And perhaps putting the economics in the background was a good 
idea.  About a year ago I was attending a seminar on the misuses of 
the Penn World Tables -- the large and well used panel dataset of 
country GDP and other macro indicators.  The seminar speaker 
discussed the fact that revisions of the data changed the results of 
many well-cited and influential papers.  These included studies of 
the effects of assassinations on growth, the relationship between 
volatility and growth, and civil conflict and growth.  An elder 
statesman remarked that economists today do not pay much attention to 
issues such as the measurement of prices and inflation, and that we 
(as a profession) are worse for it.  I agree.  For some reason the 
thorny issues involved in something as "simple" as a price index have 
fallen out of vogue in favor of what we like to think of as "causal" 

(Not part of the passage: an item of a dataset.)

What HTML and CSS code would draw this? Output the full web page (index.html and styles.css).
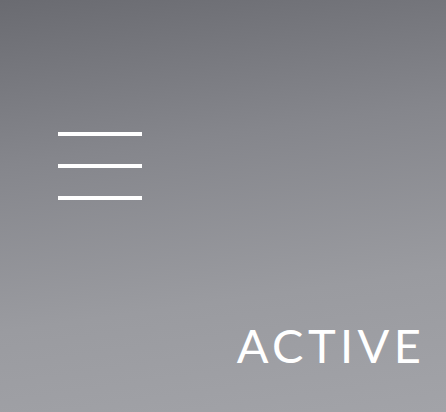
FILE: index.html
```html
<!DOCTYPE html>
<html>
<head>
<meta charset="utf-8">
<link rel="stylesheet" href="styles.css">
</head>
<body>
<div class="screen">
  <div class="menu">
    <span class="bar"></span>
    <span class="bar"></span>
    <span class="bar"></span>
  </div>
  <div class="label">ACTIVE</div>
</div>
</body>
</html>
```
FILE: styles.css
```css
html, body {
  margin: 0;
  padding: 0;
}
.screen {
  width: 446px;
  height: 412px;
  box-sizing: border-box;
  background: linear-gradient(172deg, #6a6b71 0%, #85868c 35%, #9a9ba0 70%, #a2a3a8 100%);
  display: flex;
  flex-direction: column;
  padding: 132px 25px 0 58px;
  font-family: Lato, "Noto Sans", sans-serif;
}
.menu {
  display: flex;
  flex-direction: column;
  gap: 28px;
  width: 84px;
}
.bar {
  display: block;
  height: 4px;
  background: #ffffff;
}
.label {
  margin-top: 122px;
  align-self: flex-end;
  color: #ffffff;
  font-size: 47px;
  font-weight: 400;
  letter-spacing: 4.4px;
  line-height: 47px;
  margin-right: -4.4px;
}
```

policy analysis.  The bite is that we know, without the use of 
instrumental variables and the sometimes fantastic stories that 
accompany their use, price index calculations are causally related to 
a host of economic issues.  Even more, all of our time series or 
panel estimates depend, critically, on getting the prices right -- 
applied microeconomists are not exempted.  One can only hope that 
Stapleford's book will cause renewed interest into one of the most 
important (and _non_-mundane) economic statistics in use.


Trevon D. Logan is an Assistant Professor of Economics at Ohio State 
University and a Faculty Research Fellow at the National Bureau of 
Economic Research. Recent publications include "Economies of Scale in 
the Household: Puzzles and Patterns from the American Past" in 
_Economic Inquiry_, "The Transformation of Hunger: Demand for 
Calories Past and Present" in the _Journal of Economic History_, and 
"Health, Human Capital, and African-American Migration before 1910" 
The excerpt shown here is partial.